Representatives from Citi Cards, American Express and Discover Financial Services acknowledged that the industry needs reform. Citi Cards, for example, last year stopped raising customers' interest rates, or repricing, over delinquent behavior with other creditors, a practice known as universal default. It also stopped what has been called "any time, any reason" repricing.

However, the executives said Maloney's bill is too restrictive and would result in higher costs for all borrowers because companies would not be able to properly assess an individual's risk.

"Without that ability to differentiate risk, less creditworthy consumers would have fewer means of accessing regulated credit, relatively risk-free consumers would face a higher cost of credit, and banks would have to rethink their lending models," said John P. Carey, chief administrative officer of Citi Cards.

But the discussion often focused more on regulatory reform than legislative reform. The Federal Reserve is not the only agency trying to change the rules. The Treasury Department's Office of Thrift Supervision, which regulates all federal and some state thrift institutions, is also crafting stricter credit card controls, which it will unveil in the "very near future," said John E. Bowman, deputy director and chief counsel of that agency.
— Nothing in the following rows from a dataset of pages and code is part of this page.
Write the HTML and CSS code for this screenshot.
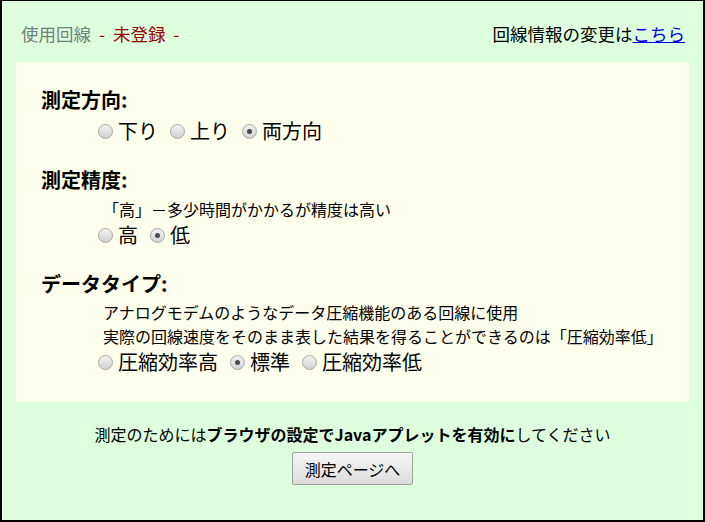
FILE: index.html
```html
<!DOCTYPE html>
<html lang="ja">
<head>
<meta charset="utf-8">
<title>回線速度測定</title>
<link rel="stylesheet" href="styles.css">
</head>
<body>
<div class="frame">
  <div class="topbar">
    <div class="line-status"><span class="label">使用回線</span><span class="status"> - 未登録 -</span></div>
    <div class="change">回線情報の変更は<a href="#">こちら</a></div>
  </div>

  <div class="panel">
    <section class="group">
      <h3 class="title">測定方向:</h3>
      <div class="options">
        <label class="opt"><span class="radio"></span>下り</label>
        <label class="opt"><span class="radio"></span>上り</label>
        <label class="opt"><span class="radio checked"></span>両方向</label>
      </div>
    </section>

    <section class="group">
      <h3 class="title">測定精度:</h3>
      <p class="desc">「高」－多少時間がかかるが精度は高い</p>
      <div class="options">
        <label class="opt"><span class="radio"></span>高</label>
        <label class="opt"><span class="radio checked"></span>低</label>
      </div>
    </section>

    <section class="group">
      <h3 class="title tight">データタイプ:</h3>
      <p class="desc">アナログモデムのようなデータ圧縮機能のある回線に使用</p>
      <p class="desc">実際の回線速度をそのまま表した結果を得ることができるのは「圧縮効率低」</p>
      <div class="options">
        <label class="opt"><span class="radio"></span>圧縮効率高</label>
        <label class="opt"><span class="radio checked"></span>標準</label>
        <label class="opt"><span class="radio"></span>圧縮効率低</label>
      </div>
    </section>
  </div>

  <div class="footer">
    <p class="note">測定のためには<b>ブラウザの設定でJavaアプレットを有効に</b>してください</p>
    <button class="go" type="button">測定ページへ</button>
  </div>
</div>
</body>
</html>
```

FILE: styles.css
```css
html, body {
  margin: 0;
  padding: 0;
}

body {
  font-family: "Noto Sans CJK JP", "Noto Sans", sans-serif;
  color: #000;
  background: #ddffdd;
}

.frame {
  box-sizing: border-box;
  width: 705px;
  height: 522px;
  background: #ddffdd;
  border: 2px solid #000;
  border-top-width: 1px;
  padding: 0 14px;
}

.topbar {
  display: flex;
  justify-content: space-between;
  align-items: center;
  font-size: 17.5px;
  line-height: 26px;
  padding: 20px 4px 0 5px;
  margin-bottom: 15px;
}

.line-status {
  word-spacing: 4px;
}

.line-status .label {
  color: #708080;
}

.line-status .status {
  color: #990000;
}

.change a {
  color: #0000ee;
  text-decoration: underline;
}

.panel {
  background: #ffffee;
  padding: 24px 25px 26px;
}

.group + .group {
  margin-top: 21px;
}

.title {
  margin: 0 0 3px;
  font-size: 20px;
  line-height: 28px;
  font-weight: bold;
}

.title.tight {
  margin-bottom: 2px;
}

.desc {
  margin: 0 0 0 62px;
  font-size: 16px;
  line-height: 24px;
}

.options {
  display: flex;
  align-items: center;
  margin-left: 57px;
  font-size: 20px;
  line-height: 28px;
}

.opt {
  display: inline-flex;
  align-items: center;
  gap: 5px;
  margin-right: 12px;
}

.radio {
  box-sizing: border-box;
  width: 15px;
  height: 15px;
  border-radius: 50%;
  border: 1px solid #a8a8a8;
  background: linear-gradient(#f2f2f2, #d2d2d2);
  position: relative;
}

.radio.checked::after {
  content: "";
  position: absolute;
  left: 4px;
  top: 4px;
  width: 5px;
  height: 5px;
  border-radius: 50%;
  background: #4a4a4a;
}

.footer {
  display: flex;
  flex-direction: column;
  align-items: center;
}

.note {
  margin: 20px 0 6px;
  font-size: 16px;
  line-height: 24px;
}

.note b {
  font-weight: bold;
}

.go {
  box-sizing: border-box;
  height: 33px;
  padding: 0 12px;
  font-family: inherit;
  font-size: 16px;
  color: #000;
  border: 1px solid #a0a0a0;
  border-radius: 2px;
  background: linear-gradient(#f6f6f6, #dcdcdc);
}
```
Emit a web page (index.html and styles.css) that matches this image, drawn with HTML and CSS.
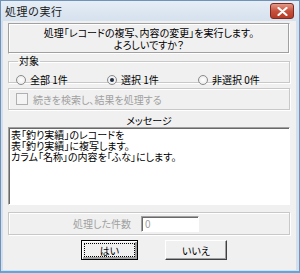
FILE: index.html
```html
<!DOCTYPE html>
<html lang="ja">
<head>
  <meta charset="UTF-8" />
  <title>処理の実行</title>
  <link rel="stylesheet" href="styles.css">
</head>
<body>
  <div class="window">
    <div class="titlebar">
      <span class="title">処理の実行</span>
      <span class="close">
        <svg width="11" height="9" viewBox="0 0 11 9">
          <path d="M1.5 1 L9.5 8 M9.5 1 L1.5 8" stroke="#fff" stroke-width="2.2" stroke-linecap="round" />
        </svg>
      </span>
    </div>

    <div class="client">
      <div class="prompt">処理「レコードの複写、内容の変更」を実行します。<br>よろしいですか？</div>

      <fieldset class="group target">
        <legend>対象</legend>
        <label class="radio"><span class="dot"></span>全部 1件</label>
        <label class="radio"><span class="dot checked"></span>選択 1件</label>
        <label class="radio"><span class="dot"></span>非選択 0件</label>
      </fieldset>

      <div class="group check-row">
        <span class="checkbox"></span>
        <span class="disabled">続きを検索し、結果を処理する</span>
      </div>

      <div class="msg-label">メッセージ</div>
      <div class="messages">表「釣り実績」のレコードを<br>表「釣り実績」に複写します。<br>カラム「名称」の内容を「ふな」にします。</div>

      <div class="group count-row">
        <span class="disabled">処理した件数</span>
        <span class="field">0</span>
      </div>

      <div class="buttons">
        <button class="btn default">はい</button>
        <button class="btn">いいえ</button>
      </div>
    </div>
  </div>
</body>
</html>
```

FILE: styles.css
```css
body {
  margin: 0;
  font-family: "Noto Sans CJK JP", "Noto Sans", sans-serif;
  font-size: 10px;
  color: #000;
  background: #fff;
}

.window {
  width: 300px;
  height: 273px;
  box-sizing: border-box;
  display: flex;
  flex-direction: column;
  background: #d3dfec;
  border: 1px solid #6f92b8;
  border-bottom: 2px solid #5aa9dc;
}

.titlebar {
  height: 20px;
  display: flex;
  align-items: center;
  justify-content: space-between;
  padding: 0 5px 0 4px;
  background: linear-gradient(#e6edf5, #d5e1ee);
}

.title {
  font-size: 11px;
  letter-spacing: 0.5px;
  color: #1a1a1a;
}

.close {
  width: 22px;
  height: 14px;
  display: flex;
  align-items: center;
  justify-content: center;
  border: 1px solid #7a2b22;
  border-radius: 3px;
  background: linear-gradient(#e49a88, #c7513d 50%, #b63b27);
}

.client {
  flex: 1;
  margin: 0 3px 1px 2px;
  padding: 2px 6px 0 5px;
  background: #f0f0f0;
  display: flex;
  flex-direction: column;
  font-feature-settings: "palt";
}

.prompt {
  height: 31px;
  padding-top: 3px;
  box-sizing: border-box;
  text-align: center;
  line-height: 12px;
  border: 1px solid #a0a0a0;
  border-right-color: #fff;
  border-bottom-color: #fff;
  box-shadow: inset -1px -1px 0 #a0a0a0, inset 1px 1px 0 #fff;
}

.group {
  border: 1px solid #c8c8c8;
  box-shadow: inset 1px 1px 0 #fff, 1px 1px 0 #fff;
}

.target {
  margin: 1px 0 0;
  padding: 5px 0 5px 7px;
  display: flex;
  height: 28px;
  box-sizing: border-box;
}

.target legend {
  padding: 0 1px;
  margin-left: 2px;
  font-size: 10px;
  line-height: 12px;
}

.radio {
  display: flex;
  align-items: center;
  gap: 4px;
  width: 91px;
}

.dot {
  width: 10px;
  height: 10px;
  box-sizing: border-box;
  border-radius: 50%;
  border: 1px solid #8a8a8a;
  background: radial-gradient(#fff, #e6e6e6);
  position: relative;
}

.dot.checked::after {
  content: "";
  position: absolute;
  left: 2px;
  top: 2px;
  width: 4px;
  height: 4px;
  border-radius: 50%;
  background: #1f2f44;
}

.check-row {
  margin-top: 5px;
  height: 22px;
  box-sizing: border-box;
  display: flex;
  align-items: center;
  gap: 5px;
  padding-left: 7px;
}

.checkbox {
  width: 10px;
  height: 10px;
  border: 1px solid #b0b0b0;
  background: #f4f4f4;
}

.disabled {
  color: #a0a0a0;
}

.msg-label {
  text-align: center;
  line-height: 12px;
  margin-top: 5px;
}

.messages {
  height: 78px;
  box-sizing: border-box;
  padding: 1px 2px;
  line-height: 11px;
  background: #fff;
  border: 1px solid #fff;
  border-top-color: #a0a0a0;
  border-left-color: #a0a0a0;
  box-shadow: inset 1px 1px 0 #696969;
}

.count-row {
  margin-top: 7px;
  height: 23px;
  box-sizing: border-box;
  display: flex;
  align-items: center;
  justify-content: flex-end;
  gap: 10px;
  padding-right: 90px;
}

.field {
  width: 58px;
  height: 16px;
  box-sizing: border-box;
  background: #fff;
  border: 1px solid #fff;
  border-top-color: #a0a0a0;
  border-left-color: #a0a0a0;
  box-shadow: inset 1px 1px 0 #696969;
  color: #a0a0a0;
  line-height: 14px;
  padding-left: 3px;
}

.buttons {
  display: flex;
  gap: 27px;
  padding-left: 73px;
  margin-top: 5px;
}

.btn {
  width: 57px;
  height: 20px;
  font: inherit;
  font-size: 10px;
  background: #f0f0f0;
  border: 1px solid;
  border-color: #fff #404040 #404040 #fff;
  box-shadow: inset -1px -1px 0 #a0a0a0;
  padding: 0;
}

.btn.default {
  border: 1px solid #000;
  box-shadow: inset 1px 1px 0 #fff, inset -2px -2px 0 #a0a0a0;
  outline: 1px dotted #000;
  outline-offset: -4px;
}

.btn + .btn {
  width: 62px;
}
```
While praising some of the provisions in Maloney's bill, Bowman said his agency "favors an alternative to new legislation prohibiting specific credit card practices. We support a more agile regulatory approach that allows OTS to respond to whatever unfair or deceptive practices it finds exist in the industry or are on the horizon." Some lawmakers echoed his concern.

Rep. Judy Biggert (R-Ill.) said regulation and consumer education should precede any congressional interference. "Regulators have expertise," she said.

Braunstein said the Fed's new rules would incorporate some of Maloney's proposals. The issues the agency has looked at, she said, include increasing rates on existing balances, payment allocations, double-cycle billing, the timeliness of statements, and whether or not people are given adequate time to pay. To ensure that consumers with cards from banks, savings associations or federal credit unions would get the same protection, she said the Fed will consult with the OTS and the National Credit Union Administration to come up with a "uniform" set of rules.